» **Written task**
Go through the lines below. Copy those with "full".

=== Material shown ===

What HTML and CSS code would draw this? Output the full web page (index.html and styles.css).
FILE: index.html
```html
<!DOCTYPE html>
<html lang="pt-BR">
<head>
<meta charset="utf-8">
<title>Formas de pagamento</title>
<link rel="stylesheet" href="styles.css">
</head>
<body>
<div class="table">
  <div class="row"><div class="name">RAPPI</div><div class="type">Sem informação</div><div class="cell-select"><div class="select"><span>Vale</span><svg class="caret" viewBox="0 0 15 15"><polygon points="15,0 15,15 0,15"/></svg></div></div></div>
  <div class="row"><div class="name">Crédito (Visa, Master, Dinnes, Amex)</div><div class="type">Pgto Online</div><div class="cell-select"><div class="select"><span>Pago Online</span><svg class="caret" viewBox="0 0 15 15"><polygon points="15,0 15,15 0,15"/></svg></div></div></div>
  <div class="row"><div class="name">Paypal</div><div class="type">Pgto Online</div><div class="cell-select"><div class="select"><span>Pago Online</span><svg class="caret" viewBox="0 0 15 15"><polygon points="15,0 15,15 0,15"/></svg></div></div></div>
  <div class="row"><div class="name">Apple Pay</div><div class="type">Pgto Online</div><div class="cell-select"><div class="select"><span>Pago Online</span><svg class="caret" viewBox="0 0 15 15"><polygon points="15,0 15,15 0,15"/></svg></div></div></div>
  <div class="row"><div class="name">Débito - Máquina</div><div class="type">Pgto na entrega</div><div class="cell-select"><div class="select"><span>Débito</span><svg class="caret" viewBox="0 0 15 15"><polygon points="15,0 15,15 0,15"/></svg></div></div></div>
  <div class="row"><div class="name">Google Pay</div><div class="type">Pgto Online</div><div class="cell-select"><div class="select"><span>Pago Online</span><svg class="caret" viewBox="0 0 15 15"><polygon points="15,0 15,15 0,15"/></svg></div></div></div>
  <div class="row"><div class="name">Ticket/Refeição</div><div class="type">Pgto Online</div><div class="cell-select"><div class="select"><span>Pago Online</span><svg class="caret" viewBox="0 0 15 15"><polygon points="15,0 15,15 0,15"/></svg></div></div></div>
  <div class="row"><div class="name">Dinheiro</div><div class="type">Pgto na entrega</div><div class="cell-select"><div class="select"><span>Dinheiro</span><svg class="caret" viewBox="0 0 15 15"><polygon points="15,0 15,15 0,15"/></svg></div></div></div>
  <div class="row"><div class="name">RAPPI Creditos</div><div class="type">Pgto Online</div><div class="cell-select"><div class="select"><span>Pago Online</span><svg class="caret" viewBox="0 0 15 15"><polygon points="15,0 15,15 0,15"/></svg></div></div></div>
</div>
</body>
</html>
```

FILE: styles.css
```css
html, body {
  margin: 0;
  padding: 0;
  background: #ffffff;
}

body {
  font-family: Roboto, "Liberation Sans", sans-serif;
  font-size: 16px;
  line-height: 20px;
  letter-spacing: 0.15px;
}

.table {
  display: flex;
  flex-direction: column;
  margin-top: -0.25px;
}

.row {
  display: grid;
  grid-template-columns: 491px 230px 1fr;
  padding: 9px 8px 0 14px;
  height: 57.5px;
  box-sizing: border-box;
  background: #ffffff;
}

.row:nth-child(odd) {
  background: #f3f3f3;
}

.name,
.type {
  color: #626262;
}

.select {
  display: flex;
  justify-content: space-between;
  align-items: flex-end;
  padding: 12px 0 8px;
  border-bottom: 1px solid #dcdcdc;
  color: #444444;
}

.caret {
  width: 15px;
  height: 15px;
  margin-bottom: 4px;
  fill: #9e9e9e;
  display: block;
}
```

===
=== Material shown ===

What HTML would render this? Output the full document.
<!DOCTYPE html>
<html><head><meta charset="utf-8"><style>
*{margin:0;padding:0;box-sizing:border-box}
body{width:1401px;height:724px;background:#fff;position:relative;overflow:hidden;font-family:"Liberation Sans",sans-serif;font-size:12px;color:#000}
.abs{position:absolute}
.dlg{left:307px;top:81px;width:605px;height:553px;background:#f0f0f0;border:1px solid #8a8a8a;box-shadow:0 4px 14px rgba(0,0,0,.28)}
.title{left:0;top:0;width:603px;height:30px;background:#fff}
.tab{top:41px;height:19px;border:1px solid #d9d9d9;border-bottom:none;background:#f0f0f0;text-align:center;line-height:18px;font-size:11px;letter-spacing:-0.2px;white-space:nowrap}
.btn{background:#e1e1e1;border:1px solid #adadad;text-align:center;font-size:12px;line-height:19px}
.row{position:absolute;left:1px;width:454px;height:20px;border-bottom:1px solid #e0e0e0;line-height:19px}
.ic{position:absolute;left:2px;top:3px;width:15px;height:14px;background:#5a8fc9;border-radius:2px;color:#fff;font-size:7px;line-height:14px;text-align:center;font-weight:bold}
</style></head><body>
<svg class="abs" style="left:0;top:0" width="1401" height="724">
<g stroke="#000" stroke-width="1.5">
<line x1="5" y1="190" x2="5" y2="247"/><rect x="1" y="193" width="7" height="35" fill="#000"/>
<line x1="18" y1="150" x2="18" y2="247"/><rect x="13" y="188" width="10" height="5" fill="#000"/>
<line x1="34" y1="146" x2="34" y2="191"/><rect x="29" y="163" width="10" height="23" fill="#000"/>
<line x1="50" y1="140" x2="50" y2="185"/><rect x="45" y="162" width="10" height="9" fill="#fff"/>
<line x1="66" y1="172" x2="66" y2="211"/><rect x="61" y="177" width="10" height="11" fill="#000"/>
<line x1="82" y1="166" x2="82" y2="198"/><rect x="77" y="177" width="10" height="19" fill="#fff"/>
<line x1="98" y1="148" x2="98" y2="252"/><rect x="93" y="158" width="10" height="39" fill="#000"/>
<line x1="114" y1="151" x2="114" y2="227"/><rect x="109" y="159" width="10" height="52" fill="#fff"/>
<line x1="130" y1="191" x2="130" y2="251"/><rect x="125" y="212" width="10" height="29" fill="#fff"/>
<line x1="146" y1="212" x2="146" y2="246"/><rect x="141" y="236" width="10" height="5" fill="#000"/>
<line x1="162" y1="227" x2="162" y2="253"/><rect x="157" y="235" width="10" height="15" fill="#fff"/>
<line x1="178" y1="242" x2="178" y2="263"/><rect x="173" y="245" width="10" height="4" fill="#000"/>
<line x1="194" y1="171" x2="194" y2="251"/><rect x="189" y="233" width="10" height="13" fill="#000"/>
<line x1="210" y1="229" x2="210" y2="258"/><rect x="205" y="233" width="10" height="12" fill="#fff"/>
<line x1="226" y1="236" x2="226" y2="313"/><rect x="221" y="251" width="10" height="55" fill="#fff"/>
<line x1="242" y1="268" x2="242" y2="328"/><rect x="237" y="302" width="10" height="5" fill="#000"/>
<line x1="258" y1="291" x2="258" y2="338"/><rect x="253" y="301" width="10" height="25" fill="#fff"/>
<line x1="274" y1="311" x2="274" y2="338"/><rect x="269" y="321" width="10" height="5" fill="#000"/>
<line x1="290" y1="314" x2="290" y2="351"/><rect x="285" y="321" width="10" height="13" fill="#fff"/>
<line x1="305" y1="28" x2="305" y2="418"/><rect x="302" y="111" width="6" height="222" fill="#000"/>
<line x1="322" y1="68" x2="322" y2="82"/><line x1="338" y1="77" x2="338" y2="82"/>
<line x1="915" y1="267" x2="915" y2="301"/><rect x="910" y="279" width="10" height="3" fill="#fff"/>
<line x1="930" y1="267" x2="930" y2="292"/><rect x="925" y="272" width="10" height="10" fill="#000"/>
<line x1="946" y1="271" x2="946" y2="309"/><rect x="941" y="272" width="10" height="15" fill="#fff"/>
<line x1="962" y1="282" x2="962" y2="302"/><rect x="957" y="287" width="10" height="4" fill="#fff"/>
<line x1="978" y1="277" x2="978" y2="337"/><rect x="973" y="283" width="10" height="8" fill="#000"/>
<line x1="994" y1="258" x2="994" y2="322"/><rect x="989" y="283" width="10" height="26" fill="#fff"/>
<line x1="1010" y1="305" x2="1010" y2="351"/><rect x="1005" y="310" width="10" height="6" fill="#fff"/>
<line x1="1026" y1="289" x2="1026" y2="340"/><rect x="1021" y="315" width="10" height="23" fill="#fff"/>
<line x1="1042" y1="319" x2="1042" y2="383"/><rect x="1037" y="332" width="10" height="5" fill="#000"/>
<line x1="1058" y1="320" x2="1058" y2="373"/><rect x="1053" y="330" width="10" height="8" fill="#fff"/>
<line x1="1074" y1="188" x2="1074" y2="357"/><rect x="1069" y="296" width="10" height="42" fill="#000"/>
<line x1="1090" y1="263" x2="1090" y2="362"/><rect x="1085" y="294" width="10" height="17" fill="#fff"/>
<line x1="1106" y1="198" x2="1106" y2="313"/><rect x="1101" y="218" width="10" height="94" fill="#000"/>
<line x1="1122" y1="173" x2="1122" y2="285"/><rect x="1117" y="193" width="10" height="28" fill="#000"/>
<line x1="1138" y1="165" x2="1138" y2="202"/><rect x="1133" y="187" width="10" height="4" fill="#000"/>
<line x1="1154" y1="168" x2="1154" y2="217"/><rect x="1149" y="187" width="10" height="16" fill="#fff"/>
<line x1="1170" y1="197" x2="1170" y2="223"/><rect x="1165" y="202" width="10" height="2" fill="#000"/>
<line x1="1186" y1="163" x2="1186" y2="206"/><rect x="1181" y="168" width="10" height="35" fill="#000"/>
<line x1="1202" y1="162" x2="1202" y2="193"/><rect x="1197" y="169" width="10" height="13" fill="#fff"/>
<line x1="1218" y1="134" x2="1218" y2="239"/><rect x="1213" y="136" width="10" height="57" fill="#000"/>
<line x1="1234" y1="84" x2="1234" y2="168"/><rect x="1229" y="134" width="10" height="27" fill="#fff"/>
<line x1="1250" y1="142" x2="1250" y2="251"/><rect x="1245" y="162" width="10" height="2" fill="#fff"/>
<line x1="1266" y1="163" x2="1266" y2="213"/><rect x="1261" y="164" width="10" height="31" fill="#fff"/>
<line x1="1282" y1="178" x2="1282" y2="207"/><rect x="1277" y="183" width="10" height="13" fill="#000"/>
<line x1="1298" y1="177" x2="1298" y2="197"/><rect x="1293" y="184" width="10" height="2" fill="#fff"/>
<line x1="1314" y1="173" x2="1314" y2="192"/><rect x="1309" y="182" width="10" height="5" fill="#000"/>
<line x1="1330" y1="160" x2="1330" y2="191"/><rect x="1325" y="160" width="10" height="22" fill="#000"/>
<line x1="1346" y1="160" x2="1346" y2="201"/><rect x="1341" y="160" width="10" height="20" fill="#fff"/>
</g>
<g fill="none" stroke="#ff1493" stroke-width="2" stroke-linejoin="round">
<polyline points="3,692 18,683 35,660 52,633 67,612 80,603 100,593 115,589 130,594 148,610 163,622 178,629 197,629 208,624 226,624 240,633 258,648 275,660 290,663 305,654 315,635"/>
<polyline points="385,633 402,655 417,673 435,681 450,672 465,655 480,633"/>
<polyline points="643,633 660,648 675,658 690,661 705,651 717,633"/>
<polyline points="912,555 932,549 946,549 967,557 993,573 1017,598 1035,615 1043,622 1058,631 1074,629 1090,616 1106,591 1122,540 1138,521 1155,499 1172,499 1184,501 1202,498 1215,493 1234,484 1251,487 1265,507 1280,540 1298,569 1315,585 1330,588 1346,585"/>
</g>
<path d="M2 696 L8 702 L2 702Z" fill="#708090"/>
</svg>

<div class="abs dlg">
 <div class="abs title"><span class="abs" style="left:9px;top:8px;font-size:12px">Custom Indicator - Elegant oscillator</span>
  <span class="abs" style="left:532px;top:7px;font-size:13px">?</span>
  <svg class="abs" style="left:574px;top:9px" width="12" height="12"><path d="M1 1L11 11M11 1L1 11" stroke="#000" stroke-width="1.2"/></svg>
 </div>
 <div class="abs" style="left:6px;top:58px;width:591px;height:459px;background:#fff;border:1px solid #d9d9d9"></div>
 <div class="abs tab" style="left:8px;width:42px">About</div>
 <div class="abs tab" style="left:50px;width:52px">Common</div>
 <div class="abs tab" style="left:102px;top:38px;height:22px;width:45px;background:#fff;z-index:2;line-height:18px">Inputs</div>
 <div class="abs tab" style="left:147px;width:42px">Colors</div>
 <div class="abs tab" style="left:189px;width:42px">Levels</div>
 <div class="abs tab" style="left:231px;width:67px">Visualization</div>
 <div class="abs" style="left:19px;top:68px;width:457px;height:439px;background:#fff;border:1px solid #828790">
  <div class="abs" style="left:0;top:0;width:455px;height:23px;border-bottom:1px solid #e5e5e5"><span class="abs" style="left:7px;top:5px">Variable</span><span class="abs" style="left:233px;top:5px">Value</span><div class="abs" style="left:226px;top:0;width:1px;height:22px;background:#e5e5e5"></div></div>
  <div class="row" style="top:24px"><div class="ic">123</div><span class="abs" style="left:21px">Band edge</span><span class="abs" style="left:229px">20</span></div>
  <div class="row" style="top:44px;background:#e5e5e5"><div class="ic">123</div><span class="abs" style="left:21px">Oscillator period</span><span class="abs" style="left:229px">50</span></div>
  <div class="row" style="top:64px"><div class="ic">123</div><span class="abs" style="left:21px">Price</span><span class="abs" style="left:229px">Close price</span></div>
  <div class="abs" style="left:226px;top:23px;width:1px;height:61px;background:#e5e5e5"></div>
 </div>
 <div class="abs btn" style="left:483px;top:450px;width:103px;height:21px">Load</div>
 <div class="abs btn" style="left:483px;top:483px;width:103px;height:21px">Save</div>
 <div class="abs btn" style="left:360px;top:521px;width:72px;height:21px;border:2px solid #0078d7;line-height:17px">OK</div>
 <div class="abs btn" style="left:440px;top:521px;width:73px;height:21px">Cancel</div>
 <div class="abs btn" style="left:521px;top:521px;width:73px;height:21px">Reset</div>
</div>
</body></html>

===

» **Task answer**
What HTML and CSS code would draw this? Output the full web page (index.html and styles.css).
What HTML would render this? Output the full document.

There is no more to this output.